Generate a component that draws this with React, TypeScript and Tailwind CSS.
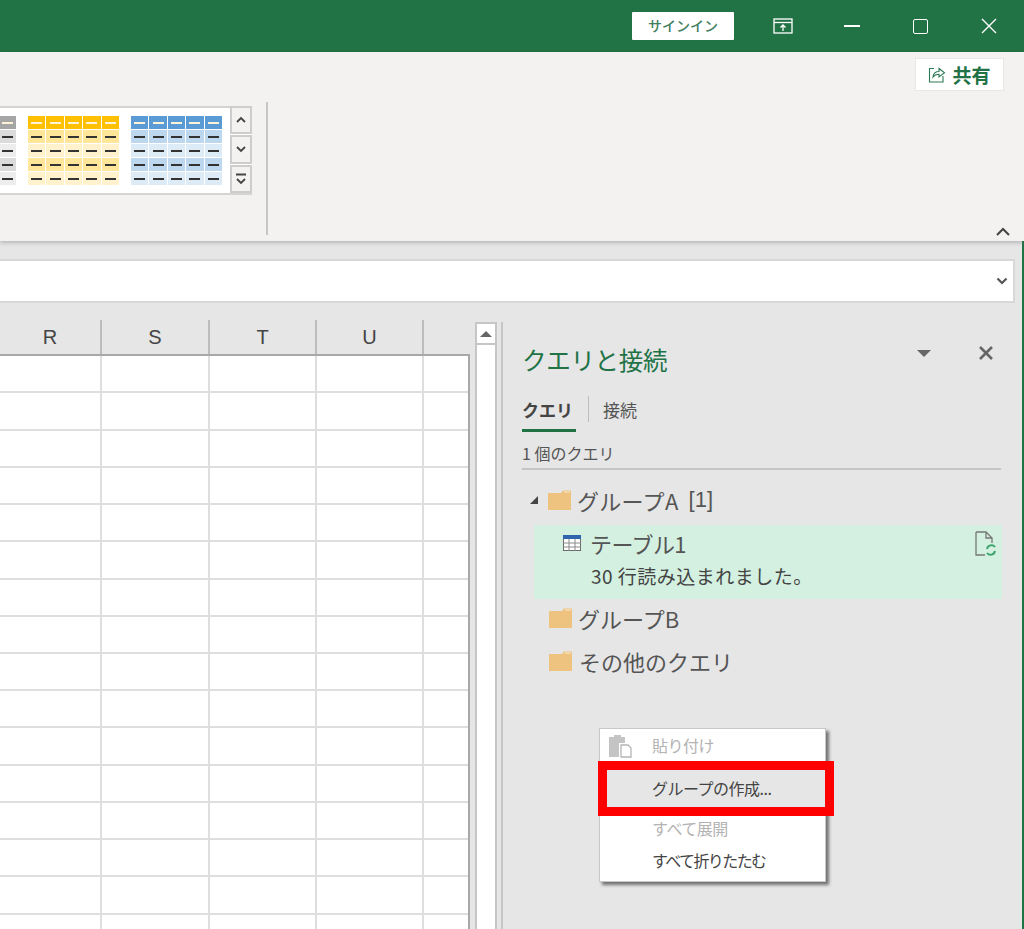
import React from "react";

const jp = "font-['Meiryo','Noto_Sans_CJK_JP','Noto_Sans_CJK_JP',sans-serif]";
const colWidths = ["w-[102px]", "w-[108px]", "w-[107px]", "w-[107px]", "w-[46px]"];
const rowHeights = [37, 38, 37, 37, 37, 38, 37, 37, 37, 37, 38, 37, 37, 37, 38, 37];

function Folder() {
  return (
    <svg width="23" height="20" viewBox="0 0 23 20" className="shrink-0">
      <path d="M0 3 L13 3 L15 0.5 L23 0.5 L23 20 L0 20 Z" fill="#eec27f" />
      <path d="M16 2 L22 2" stroke="#f8e4c4" strokeWidth="1.2" />
    </svg>
  );
}

function Swatches({ head, dark, light, cols = 5 }: { head: string; dark: string; light: string; cols?: number }) {
  const rows = [head, dark, light, dark, light];
  return (
    <div className="flex flex-col gap-[1px]">
      {rows.map((bg, r) => (
        <div key={r} className="flex gap-[1px] h-[13px]">
          {Array.from({ length: cols }).map((_, c) => (
            <div key={c} className="w-[17.4px] flex items-center justify-center" style={{ background: bg }}>
              <div className={r === 0 ? "w-[11px] h-[2px] bg-[#fff4d8]" : "w-[11px] h-[2px] bg-[#333333]"} />
            </div>
          ))}
        </div>
      ))}
    </div>
  );
}

function ScrollBtn({ kind }: { kind: "up" | "down" | "more" }) {
  return (
    <div className="h-[29px] w-[22px] bg-[#f3f2f1] border-2 border-[#cfcdcc] flex items-center justify-center">
      <svg width="12" height="12" viewBox="0 0 12 12" fill="none" stroke="#444444" strokeWidth="1.8">
        {kind === "up" && <path d="M2 8 L6 4 L10 8" />}
        {kind === "down" && <path d="M2 4 L6 8 L10 4" />}
        {kind === "more" && <path d="M1 1.5 H11 M2 6 L6 10 L10 6" />}
      </svg>
    </div>
  );
}

function ContextItem({ label, muted, icon, hot, tight }: { label: string; muted?: boolean; icon?: React.ReactNode; hot?: boolean; tight?: boolean }) {
  return (
    <div className={`flex items-center ${hot ? "h-[38px] bg-[#e6e6e6]" : "h-[32px]"}`}>
      <div className="w-[52px] flex justify-start pl-[8px]">{icon}</div>
      <span className={`text-[16px] leading-none ${tight ? "tracking-[-1.6px]" : "tracking-[-0.5px]"} ${muted ? "text-[#b3b3b3]" : "text-[#444444]"}`}>{label}</span>
    </div>
  );
}

export default function App() {
  return (
    <div className={`${jp} relative w-[1024px] h-[929px] overflow-hidden flex flex-col bg-[#e6e6e6]`}>
      {/* title bar */}
      <div className="h-[52px] shrink-0 bg-[#217346] flex items-center justify-end">
        <div className="w-[102px] h-[28px] bg-white rounded-[1px] flex items-center justify-center text-[14px] font-medium text-[#3f7f5f] mr-[39px] mt-[-1px]">
          サインイン
        </div>
        <svg width="20" height="16" viewBox="0 0 20 16" fill="none" stroke="#ffffff" strokeWidth="1.3" className="mr-[51px]">
          <rect x="1" y="1" width="18" height="14" />
          <path d="M1 4.5 H19" />
          <path d="M10 13 V7 M7.5 9.5 L10 7 L12.5 9.5" />
        </svg>
        <div className="w-[16px] h-[1.5px] bg-white mr-[53px]" />
        <div className="w-[15px] h-[15px] border-[1.5px] border-white rounded-[2px] mr-[53px]" />
        <svg width="16" height="16" viewBox="0 0 16 16" stroke="#ffffff" strokeWidth="1.4" className="mr-[27px]">
          <path d="M1 1 L15 15 M15 1 L1 15" />
        </svg>
      </div>

      {/* ribbon */}
      <div className="relative h-[189px] shrink-0 bg-[#f3f2f1] shadow-[0_2px_4px_rgba(0,0,0,0.2)] flex">
        <div className="h-[89px] w-[252px] ml-0 mt-[54px] flex border-y-2 border-[#d6d4d3] bg-white">
          <div className="flex flex-1 items-start pt-[8px] overflow-hidden">
            <div className="w-[16px] overflow-hidden shrink-0 flex justify-end">
              <Swatches cols={1} head="#a5a5a5" dark="#dbdbdb" light="#ededed" />
            </div>
            <div className="ml-[12px]">
              <Swatches head="#ffc000" dark="#ffe699" light="#fff2cc" />
            </div>
            <div className="ml-[12px]">
              <Swatches head="#5b9bd5" dark="#bdd7ee" light="#ddebf7" />
            </div>
          </div>
          <div className="flex flex-col mt-[-2px]">
            <ScrollBtn kind="up" />
            <div className="h-[1px]" />
            <ScrollBtn kind="down" />
            <div className="h-[1px]" />
            <ScrollBtn kind="more" />
          </div>
        </div>
        <div className="w-[2px] h-[133px] bg-[#c8c6c4] ml-[14px] mt-[50px]" />
        <div className="absolute right-[13px] top-[175px]">
          <svg width="16" height="10" viewBox="0 0 16 10" fill="none" stroke="#444444" strokeWidth="2">
            <path d="M2 8 L8 2 L14 8" />
          </svg>
        </div>
        <div className="absolute right-[20px] top-[6px] w-[89px] h-[33px] bg-white border border-[#e9e7e6] flex items-center justify-center gap-[6px]">
          <svg width="18" height="18" viewBox="0 0 18 18" fill="none" stroke="#2b7a55" strokeWidth="1.1">
            <path d="M6 2.5 H1.5 V16 H15 V10" />
            <path d="M5 11 C5.5 7 8 5.5 11 5.5 V2.5 L16.5 6.8 L11 11 V8.2 C9 8.2 6.5 9 5 11 Z" />
          </svg>
          <span className="text-[19px] leading-none font-bold text-[#217346]">共有</span>
        </div>
      </div>

      {/* formula bar */}
      <div className="h-[44px] shrink-0 mt-[18px] mr-[9px] bg-white border-y-2 border-r-2 border-[#d8d8d8] flex items-center justify-end pr-[5px]">
        <svg width="12" height="8" viewBox="0 0 12 8" fill="none" stroke="#555555" strokeWidth="2.2">
          <path d="M1.5 1.5 L6 6 L10.5 1.5" />
        </svg>
      </div>

      {/* sheet + pane */}
      <div className="flex-1 flex mt-[17px] min-h-0">
        <div className="w-[470px] shrink-0 flex flex-col">
          <div className="h-[36px] shrink-0 flex text-[20px] text-[#444444] font-['Liberation_Sans',sans-serif] border-b-2 border-[#a8a8a8]">
            {["R", "S", "T", "U", ""].map((c, i) => (
              <div key={i} className={`${colWidths[i]} shrink-0 flex items-center justify-center ${i < 4 ? "border-r-2 border-[#bcbcbc]" : ""}`}>
                {c}
              </div>
            ))}
          </div>
          <div className="flex-1 bg-white border-r-2 border-[#a8a8a8] overflow-hidden">
            {rowHeights.map((h, r) => (
              <div key={r} className="flex border-b-2 border-[#dedede]" style={{ height: h }}>
                {colWidths.map((w, c) => (
                  <div key={c} className={`${w} shrink-0 ${c < 4 ? "border-r-2 border-[#dedede]" : ""}`} />
                ))}
              </div>
            ))}
          </div>
        </div>

        {/* scrollbar */}
        <div className="w-[22px] ml-[5px] mt-[2px] shrink-0 bg-white border-x-2 border-[#c6c6c6] flex flex-col">
          <div className="h-[23px] border-y-2 border-[#c6c6c6] flex items-center justify-center">
            <div className="w-0 h-0 border-x-[6px] border-x-transparent border-b-[6px] border-b-[#666666]" />
          </div>
        </div>
        <div className="w-[2px] ml-[4px] mt-[2px] shrink-0 bg-[#c6c6c6]" />

        {/* task pane */}
        <div className="flex-1 min-w-0 pl-[19px] text-[#444444]">
          <div className="flex items-center h-[40px] mt-[20px]">
            <span className="text-[24.5px] leading-none text-[#217346] tracking-[-0.3px]">クエリと接続</span>
            <div className="ml-[250px] w-0 h-0 border-x-[7px] border-x-transparent border-t-[7px] border-t-[#666666] mt-[-14px]" />
            <svg width="16" height="16" viewBox="0 0 16 16" stroke="#666666" strokeWidth="2.6" className="ml-[47px] mt-[-14px]">
              <path d="M2 2 L14 14 M14 2 L2 14" />
            </svg>
          </div>
          <div className="flex mt-[16px] h-[36px]">
            <div className="w-[54px] h-[36px] border-b-[3px] border-[#217346] text-[17px] font-bold leading-none pt-[5px] text-[#444444]">クエリ</div>
            <div className="w-[1px] h-[26px] bg-[#bdbdbd] ml-[12px]" />
            <div className="ml-[14px] text-[17px] leading-none pt-[5px] text-[#555555]">接続</div>
          </div>
          <div className="w-[479px] h-[38px] border-b-2 border-[#c4c4c4] text-[16px] leading-none pt-[13px] text-[#555555]">1 個のクエリ</div>

          <div className="flex items-center h-[30px] mt-[15px]">
            <div className="ml-[8px] w-[8px] h-[8px] bg-[#444444] [clip-path:polygon(100%_0,100%_100%,0_100%)]" />
            <div className="ml-[10px]"><Folder /></div>
            <span className="ml-[6px] text-[22px] leading-none tracking-[0.3px] text-[#555555]">グループA</span>
            <span className="ml-[10px] text-[22px] leading-none text-[#555555] font-['Liberation_Sans',sans-serif]">[1]</span>
          </div>

          <div className="w-[468px] h-[74px] ml-[12px] mt-[10px] bg-[#d3f0e0] relative pl-[29px]">
            <div className="flex items-center h-[36px]">
              <svg width="18" height="16" viewBox="0 0 18 16" className="shrink-0">
                <rect x="0.5" y="0.5" width="17" height="15" fill="#ffffff" stroke="#6b6b6b" />
                <rect x="0" y="0" width="18" height="4" fill="#2f66ae" />
                <path d="M0 8 H18 M0 12 H18 M6 4 V16 M12 4 V16" stroke="#8a8a8a" strokeWidth="1" />
              </svg>
              <span className="ml-[9px] text-[22px] leading-none tracking-[-0.6px] text-[#555555]">テーブル1</span>
            </div>
            <div className="ml-[28px] mt-[5px] text-[19px] leading-none tracking-[0.5px] text-[#444444]">30 行読み込まれました。</div>
            <svg width="22" height="26" viewBox="0 0 22 26" fill="none" className="absolute right-[5px] top-[6px]">
              <path d="M1 1 H11 L17 7 V12 M11 1 V7 H17 M1 1 V24 H10" stroke="#777777" strokeWidth="1.3" />
              <path d="M12 18 A4.5 4.5 0 0 1 20 16 M20 20 A4.5 4.5 0 0 1 12 22" stroke="#3fa66f" strokeWidth="2" />
            </svg>
          </div>

          <div className="flex items-center h-[30px] mt-[4px] ml-[27px]">
            <Folder />
            <span className="ml-[6px] text-[22px] leading-none text-[#555555]">グループB</span>
          </div>
          <div className="flex items-center h-[30px] mt-[13px] ml-[27px]">
            <Folder />
            <span className="ml-[7px] text-[22px] leading-none text-[#555555]">その他のクエリ</span>
          </div>
        </div>
        <div className="w-[2px] shrink-0 bg-[#217346]" />
      </div>
      <div className="absolute right-0 top-[241px] w-[2px] h-[81px] bg-[#217346]" />

      {/* context menu */}
      <div className="absolute left-[599px] top-[728px] w-[227px] h-[154px] bg-white border border-[#c8c8c8] shadow-[3px_3px_3px_rgba(0,0,0,0.5)]">
        <ContextItem
          label="貼り付け"
          muted
          icon={
            <svg width="24" height="26" viewBox="0 0 24 26" fill="#c4c4c4">
              <path d="M1 5 H6 V3 H13 V5 H17 V11 H11 V25 H1 Z" />
              <path d="M13 13 H20 L23 16 V25 H13 Z" fill="#ffffff" stroke="#b5b5b5" strokeWidth="1.3" />
            </svg>
          }
        />
        <div className="h-[8px]" />
        <ContextItem label="グループの作成..." hot />
        <div className="h-[5px]" />
        <ContextItem label="すべて展開" muted />
        <ContextItem label="すべて折りたたむ" tight />
      </div>
      <div className="absolute left-[598px] top-[761px] w-[236px] h-[55px] border-[9px] border-[#ff0000]" />
    </div>
  );
}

§ Request
Copy each line above that contains the word "React".

§ Output for this task
Generate a component that draws this with React, TypeScript and Tailwind CSS.
import React from "react";
function ContextItem({ label, muted, icon, hot, tight }: { label: string; muted?: boolean; icon?: React.ReactNode; hot?: boolean; tight?: boolean }) {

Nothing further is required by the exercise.